▶ **OBJECTIVE**: Check each line of the entries below for the string "React"; copy every line where it appears.

Web page code records:
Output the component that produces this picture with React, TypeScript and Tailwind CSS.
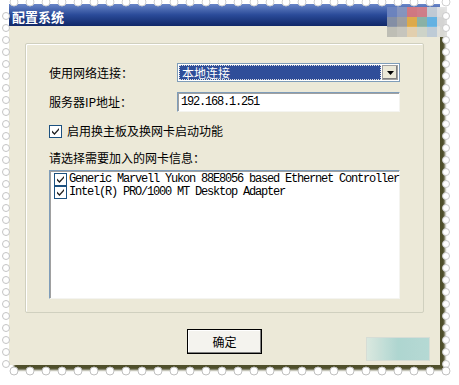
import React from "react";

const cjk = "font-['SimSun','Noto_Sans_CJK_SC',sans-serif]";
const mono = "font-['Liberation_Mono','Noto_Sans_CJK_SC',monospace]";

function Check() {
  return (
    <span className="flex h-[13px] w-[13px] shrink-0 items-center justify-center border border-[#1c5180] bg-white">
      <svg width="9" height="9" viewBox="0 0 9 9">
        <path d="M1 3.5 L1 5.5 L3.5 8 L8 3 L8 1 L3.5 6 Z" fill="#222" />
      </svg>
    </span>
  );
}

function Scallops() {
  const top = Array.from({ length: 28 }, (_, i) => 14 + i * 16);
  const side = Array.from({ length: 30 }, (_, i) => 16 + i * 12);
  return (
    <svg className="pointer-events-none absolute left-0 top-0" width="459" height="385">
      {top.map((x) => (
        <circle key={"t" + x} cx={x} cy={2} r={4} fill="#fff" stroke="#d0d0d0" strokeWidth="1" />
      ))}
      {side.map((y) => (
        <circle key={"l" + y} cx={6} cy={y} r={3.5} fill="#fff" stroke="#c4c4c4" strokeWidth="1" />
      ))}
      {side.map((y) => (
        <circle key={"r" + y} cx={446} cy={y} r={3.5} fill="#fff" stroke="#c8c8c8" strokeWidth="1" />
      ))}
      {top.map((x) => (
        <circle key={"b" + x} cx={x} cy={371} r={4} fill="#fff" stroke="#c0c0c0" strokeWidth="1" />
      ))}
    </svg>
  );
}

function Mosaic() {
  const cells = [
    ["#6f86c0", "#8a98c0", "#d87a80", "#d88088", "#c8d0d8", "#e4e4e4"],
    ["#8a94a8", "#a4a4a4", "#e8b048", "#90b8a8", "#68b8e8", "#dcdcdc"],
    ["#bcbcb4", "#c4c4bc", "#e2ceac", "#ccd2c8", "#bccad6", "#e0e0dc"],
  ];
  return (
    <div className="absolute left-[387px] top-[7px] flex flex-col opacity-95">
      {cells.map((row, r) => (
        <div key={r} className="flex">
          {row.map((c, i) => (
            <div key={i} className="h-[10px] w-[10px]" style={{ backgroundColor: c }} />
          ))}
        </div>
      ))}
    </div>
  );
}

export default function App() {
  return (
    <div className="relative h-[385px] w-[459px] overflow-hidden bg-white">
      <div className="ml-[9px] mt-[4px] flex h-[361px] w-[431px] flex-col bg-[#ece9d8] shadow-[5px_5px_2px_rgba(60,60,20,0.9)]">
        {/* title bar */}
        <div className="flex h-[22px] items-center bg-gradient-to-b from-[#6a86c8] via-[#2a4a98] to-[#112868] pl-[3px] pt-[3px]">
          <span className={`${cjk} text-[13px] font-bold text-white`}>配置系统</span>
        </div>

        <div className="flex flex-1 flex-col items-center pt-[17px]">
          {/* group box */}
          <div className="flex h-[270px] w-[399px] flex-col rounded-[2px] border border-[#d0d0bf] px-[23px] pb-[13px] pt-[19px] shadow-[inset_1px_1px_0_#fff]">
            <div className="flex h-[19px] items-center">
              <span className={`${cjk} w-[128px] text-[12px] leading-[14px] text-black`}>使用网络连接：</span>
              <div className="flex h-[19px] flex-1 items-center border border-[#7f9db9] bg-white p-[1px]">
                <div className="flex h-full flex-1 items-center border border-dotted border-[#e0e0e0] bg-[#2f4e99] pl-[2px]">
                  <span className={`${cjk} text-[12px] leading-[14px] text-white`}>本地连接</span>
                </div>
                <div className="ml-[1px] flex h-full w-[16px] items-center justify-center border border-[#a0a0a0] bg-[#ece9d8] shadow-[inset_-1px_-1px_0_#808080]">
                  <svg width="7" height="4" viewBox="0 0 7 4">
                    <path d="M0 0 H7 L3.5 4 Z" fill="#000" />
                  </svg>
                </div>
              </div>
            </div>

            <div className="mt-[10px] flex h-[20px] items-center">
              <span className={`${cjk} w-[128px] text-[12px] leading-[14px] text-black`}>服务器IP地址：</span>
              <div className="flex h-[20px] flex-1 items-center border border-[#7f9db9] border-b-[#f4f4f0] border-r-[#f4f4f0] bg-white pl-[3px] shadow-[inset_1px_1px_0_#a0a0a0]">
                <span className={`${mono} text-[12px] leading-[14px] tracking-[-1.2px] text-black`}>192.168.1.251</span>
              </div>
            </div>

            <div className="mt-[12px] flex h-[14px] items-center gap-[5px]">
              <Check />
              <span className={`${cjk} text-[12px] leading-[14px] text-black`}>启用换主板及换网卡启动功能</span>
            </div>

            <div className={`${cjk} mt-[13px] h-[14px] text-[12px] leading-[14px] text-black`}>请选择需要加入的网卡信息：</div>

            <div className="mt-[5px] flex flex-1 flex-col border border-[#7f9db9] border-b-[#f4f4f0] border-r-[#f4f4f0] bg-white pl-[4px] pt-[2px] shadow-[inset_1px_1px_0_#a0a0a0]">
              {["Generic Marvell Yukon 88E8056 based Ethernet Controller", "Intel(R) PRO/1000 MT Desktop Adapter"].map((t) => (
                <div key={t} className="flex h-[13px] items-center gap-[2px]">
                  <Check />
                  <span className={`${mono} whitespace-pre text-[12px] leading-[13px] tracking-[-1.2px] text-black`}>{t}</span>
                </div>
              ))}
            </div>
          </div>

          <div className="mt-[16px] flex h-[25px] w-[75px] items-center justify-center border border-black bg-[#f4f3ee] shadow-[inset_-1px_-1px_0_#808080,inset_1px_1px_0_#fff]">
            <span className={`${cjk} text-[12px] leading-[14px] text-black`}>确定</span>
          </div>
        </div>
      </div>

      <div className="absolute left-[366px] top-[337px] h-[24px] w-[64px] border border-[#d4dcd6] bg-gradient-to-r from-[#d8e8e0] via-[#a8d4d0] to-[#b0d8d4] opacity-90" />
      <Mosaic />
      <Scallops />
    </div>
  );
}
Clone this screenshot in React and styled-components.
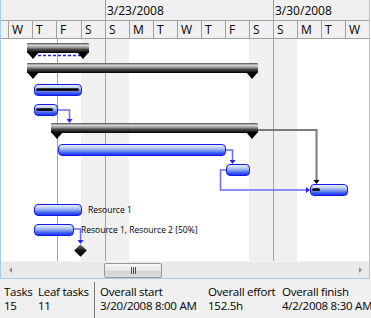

▶ **TASK SOLUTION**:
Output the component that produces this picture with React, TypeScript and Tailwind CSS.
import React from "react";
Clone this screenshot in React and styled-components.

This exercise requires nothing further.